Determining the precise geographic location of an image at a global scale remains an unsolved challenge. Standard image retrieval techniques are inefficient due to the sheer volume of images (>100M) and fail when coverage is insufficient. Scalable solutions, however, involve a trade-off: global classification typically yields coarse results (10+ kilometers), while cross-view retrieval between ground and aerial imagery suffers from a domain gap and has been primarily studied on smaller regions. This paper introduces a hybrid approach that achieves fine-grained geo-localization across a large geographic expanse the size of a continent. We leverage a proxy classification task during training to learn rich feature representations that implicitly encode precise location information. We combine these learned prototypes with embeddings of aerial imagery to increase robustness to the sparsity of ground-level data. This enables direct, fine-grained retrieval over areas spanning multiple countries. Our extensive evaluation demonstrates that our approach can localize within 200m more than 68\% of queries of a dataset covering a large part of Europe. The code is publicly available at https://scaling-geoloc.github.io.

Figures (18)

• Figure 1: Large-scale fine-grained geolocalization. We introduce an approach that can localize a ground-level image within 100m at the scale of a continent (here Western Europe) by combining the scalability and robustness of classification with the precision of cross-view ground-aerial retrieval. All images shown here are misregistered by either paradigm, but correctly localized by ours.

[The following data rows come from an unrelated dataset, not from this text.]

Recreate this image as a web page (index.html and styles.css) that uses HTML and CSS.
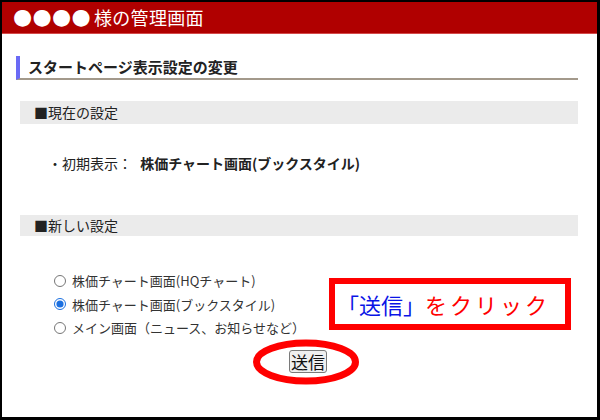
FILE: index.html
```html
<!DOCTYPE html>
<html lang="ja">
<head>
<meta charset="utf-8">
<link rel="stylesheet" href="styles.css">
</head>
<body>
<div class="frame">
  <div class="header"><span class="dots">●●●●</span><span class="name">様の管理画面</span></div>
  <div class="main">
    <h2 class="title">スタートページ表示設定の変更</h2>
    <div class="bar">■現在の設定</div>
    <p class="current">・初期表示： <b>株価チャート画面(ブックスタイル)</b></p>
    <div class="bar bar2">■新しい設定</div>
    <ul class="radios">
      <li><label><input type="radio" name="s">株価チャート画面(HQチャート)</label></li>
      <li><label><input type="radio" name="s" checked>株価チャート画面(ブックスタイル)</label></li>
      <li><label><input type="radio" name="s">メイン画面（ニュース、お知らせなど）</label></li>
    </ul>
    <div class="submit-row"><button class="submit">送信</button></div>
  </div>
  <div class="note"><span class="blue">「送信」</span><span class="red">をクリック</span></div>
  <svg class="ring" width="120" height="56" viewBox="0 0 120 56"><ellipse cx="60" cy="28" rx="49.5" ry="19" fill="none" stroke="#ff0000" stroke-width="7"/></svg>
</div>
</body>
</html>
```
FILE: styles.css
```css
html, body { margin: 0; padding: 0; background: #000; }
.frame {
  position: relative;
  box-sizing: border-box;
  width: 600px;
  height: 420px;
  border-style: solid;
  border-color: #000;
  border-width: 2px 3px 3px 2px;
  background: #fff;
  font-family: "Noto Sans CJK JP", "Noto Sans", sans-serif;
  color: #222;
  overflow: hidden;
}
.header {
  height: 31px;
  background: #b00000;
  border-bottom: 1px solid #d44a4a;
  color: #fff;
  font-size: 18px;
  line-height: 31px;
  padding-left: 11px;
  white-space: nowrap;
  display: flex;
  align-items: center;
}
.dots {
  font-family: "DejaVu Sans", sans-serif;
  font-size: 22px;
  line-height: 1;
  letter-spacing: 0.3px;
  margin-top: -2px;
}
.name { margin-left: 3px; letter-spacing: 0.3px; }
.main { padding: 0 19px 0 14px; }
.title {
  margin: 22px 0 0 0;
  height: 22px;
  border-left: 4px solid #6a6af5;
  border-bottom: 2px solid #a3998b;
  padding-left: 8px;
  font-size: 15px;
  font-weight: bold;
  line-height: 22px;
  color: #222;
}
.bar {
  margin: 21px 0 0 4px;
  height: 23px;
  background: #ebebeb;
  font-size: 14px;
  line-height: 23px;
  padding-left: 14px;
  color: #222;
}
.bar2 { margin-top: 42px; height: 21px; line-height: 21px; }
.current {
  margin: 29px 0 0 0;
  padding-left: 32px;
  font-size: 14px;
  line-height: 20px;
}
.current b { font-weight: bold; margin-left: 5px; }
.radios {
  list-style: none;
  margin: 33px 0 0 0;
  padding: 0 0 0 35px;
  font-size: 13px;
  color: #333;
}
.radios li { height: 23.5px; line-height: 23.5px; }
.radios label { display: flex; align-items: center; }
.radios input {
  width: 12px;
  height: 12px;
  margin: 0 6px 0 3px;
  accent-color: #1a6fe0;
}
.submit-row { margin-top: 10px; padding-left: 273px; }
.submit {
  font-family: "Noto Sans CJK JP", sans-serif;
  font-size: 17px;
  line-height: 20px;
  padding: 0 1px;
  height: 23px;
  border: 1px solid #7a7a7a;
  border-radius: 3px;
  background: #efefef;
  color: #111;
}
.note {
  position: absolute;
  left: 327px;
  top: 276px;
  width: 228px;
  height: 40px;
  border: 6px solid #ff0000;
  font-size: 22px;
  line-height: 40px;
  padding-left: 2px;
  white-space: nowrap;
}
.blue { color: #0a14e6; }
.red { color: #ff0000; letter-spacing: 3px; }
.ring { position: absolute; left: 244px; top: 332px; }
```
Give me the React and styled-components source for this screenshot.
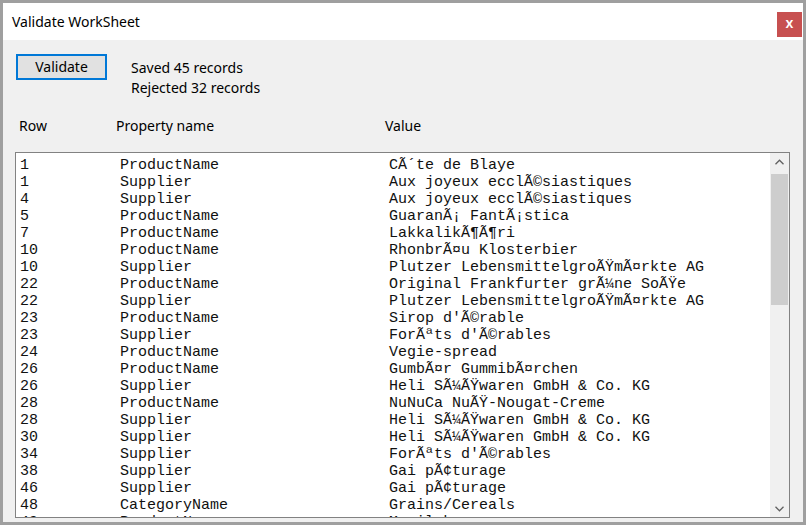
import React from "react";
import styled, { createGlobalStyle } from "styled-components";

const rows = [
  ["1", "ProductName", "CÃ´te de Blaye"],
  ["1", "Supplier", "Aux joyeux ecclÃ©siastiques"],
  ["4", "Supplier", "Aux joyeux ecclÃ©siastiques"],
  ["5", "ProductName", "GuaranÃ¡ FantÃ¡stica"],
  ["7", "ProductName", "LakkalikÃ¶Ã¶ri"],
  ["10", "ProductName", "RhonbrÃ¤u Klosterbier"],
  ["10", "Supplier", "Plutzer LebensmittelgroÃŸmÃ¤rkte AG"],
  ["22", "ProductName", "Original Frankfurter grÃ¼ne SoÃŸe"],
  ["22", "Supplier", "Plutzer LebensmittelgroÃŸmÃ¤rkte AG"],
  ["23", "ProductName", "Sirop d'Ã©rable"],
  ["23", "Supplier", "ForÃªts d'Ã©rables"],
  ["24", "ProductName", "Vegie-spread"],
  ["26", "ProductName", "GumbÃ¤r GummibÃ¤rchen"],
  ["26", "Supplier", "Heli SÃ¼ÃŸwaren GmbH & Co. KG"],
  ["28", "ProductName", "NuNuCa NuÃŸ-Nougat-Creme"],
  ["28", "Supplier", "Heli SÃ¼ÃŸwaren GmbH & Co. KG"],
  ["30", "Supplier", "Heli SÃ¼ÃŸwaren GmbH & Co. KG"],
  ["34", "Supplier", "ForÃªts d'Ã©rables"],
  ["38", "Supplier", "Gai pÃ¢turage"],
  ["46", "Supplier", "Gai pÃ¢turage"],
  ["48", "CategoryName", "Grains/Cereals"],
  ["49", "ProductName", "Maxilaku"],
];

const GlobalStyle = createGlobalStyle`
  html, body {
    margin: 0;
    padding: 0;
    background: #ffffff;
  }
  * {
    box-sizing: border-box;
  }
`;

const Window = styled.div`
  width: 806px;
  height: 525px;
  border: 3px solid #9f9f9f;
  display: flex;
  flex-direction: column;
  font-family: "Noto Sans", "Open Sans", sans-serif;
  color: #000;
  overflow: hidden;
`;

const TitleBar = styled.div`
  height: 37px;
  flex-shrink: 0;
  background: #ffffff;
  display: flex;
  align-items: flex-start;
  justify-content: space-between;
  padding-left: 9px;
`;

const Title = styled.div`
  font-size: 14px;
  line-height: 20px;
  margin-top: 9px;
`;

const CloseButton = styled.div`
  width: 25px;
  height: 25px;
  margin-top: 9px;
  margin-right: 1px;
  background: #c75050;
  color: #fff;
  font-size: 14px;
  font-weight: 600;
  line-height: 22px;
  text-align: center;
`;

const Body = styled.div`
  flex: 1;
  background: #f0f0f0;
  display: flex;
  flex-direction: column;
  padding: 0 13px 4px 12px;
  min-height: 0;
`;

const TopRow = styled.div`
  display: flex;
  align-items: flex-start;
  margin-top: 14px;
  padding-left: 1px;
`;

const Button = styled.div`
  width: 91px;
  height: 26px;
  border: 2px solid #0078d7;
  background: #e1e1e1;
  font-size: 14px;
  line-height: 21px;
  text-align: center;
`;

const Status = styled.div`
  margin-left: 24px;
  margin-top: 4px;
  font-size: 14px;
  line-height: 20px;
`;

const HeaderRow = styled.div`
  display: grid;
  grid-template-columns: 97px 269px 1fr;
  margin-top: 18px;
  padding-left: 4px;
  font-size: 14px;
  line-height: 20px;
`;

const ListBox = styled.div`
  flex: 1;
  margin-top: 16px;
  border: 1px solid #828282;
  background: #ffffff;
  display: flex;
  min-height: 0;
`;

const Rows = styled.div`
  flex: 1;
  overflow: hidden;
  padding: 4px 0 0 4px;
  font-family: "Liberation Mono", "Courier New", monospace;
  font-size: 15px;
  line-height: 17px;
  color: #111;
`;

const Row = styled.div`
  display: grid;
  grid-template-columns: 100px 269px 1fr;
  white-space: pre;
`;

const Scrollbar = styled.div`
  width: 19px;
  background: #f0f0f0;
  display: flex;
  flex-direction: column;
  padding: 0 1px;
`;

const Arrow = styled.div`
  height: 17px;
  display: flex;
  align-items: center;
  justify-content: center;
`;

const Track = styled.div`
  flex: 1;
  padding-top: 4px;
`;

const Thumb = styled.div`
  height: 131px;
  background: #cdcdcd;
`;

const Chevron = ({ up }) => (
  <svg width="9" height="6" viewBox="0 0 9 6">
    <path
      d={up ? "M0.5 5.2 L4.5 1.2 L8.5 5.2" : "M0.5 0.8 L4.5 4.8 L8.5 0.8"}
      fill="none"
      stroke="#606060"
      strokeWidth="1.3"
    />
  </svg>
);

const App = () => {
  return (
    <>
      <GlobalStyle />
      <Window>
        <TitleBar>
          <Title>Validate WorkSheet</Title>
          <CloseButton>x</CloseButton>
        </TitleBar>
        <Body>
          <TopRow>
            <Button>Validate</Button>
            <Status>
              <div>Saved 45 records</div>
              <div>Rejected 32 records</div>
            </Status>
          </TopRow>
          <HeaderRow>
            <span>Row</span>
            <span>Property name</span>
            <span>Value</span>
          </HeaderRow>
          <ListBox>
            <Rows>
              {rows.map((r, i) => (
                <Row key={i}>
                  <span>{r[0]}</span>
                  <span>{r[1]}</span>
                  <span>{r[2]}</span>
                </Row>
              ))}
            </Rows>
            <Scrollbar>
              <Arrow>
                <Chevron up />
              </Arrow>
              <Track>
                <Thumb />
              </Track>
              <Arrow>
                <Chevron />
              </Arrow>
            </Scrollbar>
          </ListBox>
        </Body>
      </Window>
    </>
  );
};

export default App;
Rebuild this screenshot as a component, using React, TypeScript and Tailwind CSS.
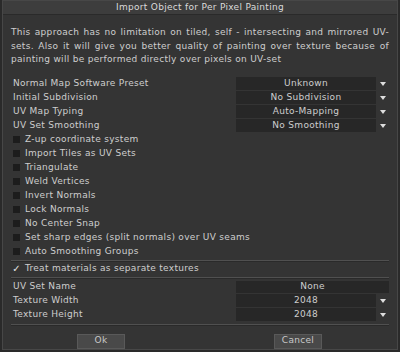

• Figure 2: Localization process. The prototypes $\bm{\mathrm{z}}^{\mathrm{P}}$ are extracted from the model weights $\Phi$ and upsampled to the target resolution using the S2Cell hierarchy. Aerial tiles roughly covering the cell are encoded using the aerial encoder $\Phi^{\mathrm{A}}$ and concatenated. Both databases are combined per-cell using the calibration factor $\kappa$, resulting in the final database of cell codes $\bm{\mathrm{z}}^{\mathrm{cell}}$. During inference (right), we extract the embedding of a query image $\bm{\mathrm{z}}^{\mathrm{Q}}$ with $\Phi^{\mathrm{G}}$ and we compute the similarity to all cell codes $\{ \bm{\mathrm{z}}^{\mathrm{cell}}_j {}^{\top} \bm{\mathrm{z}}^{\mathrm{Q}} \}$. The estimated location is the cell with the highest similarity.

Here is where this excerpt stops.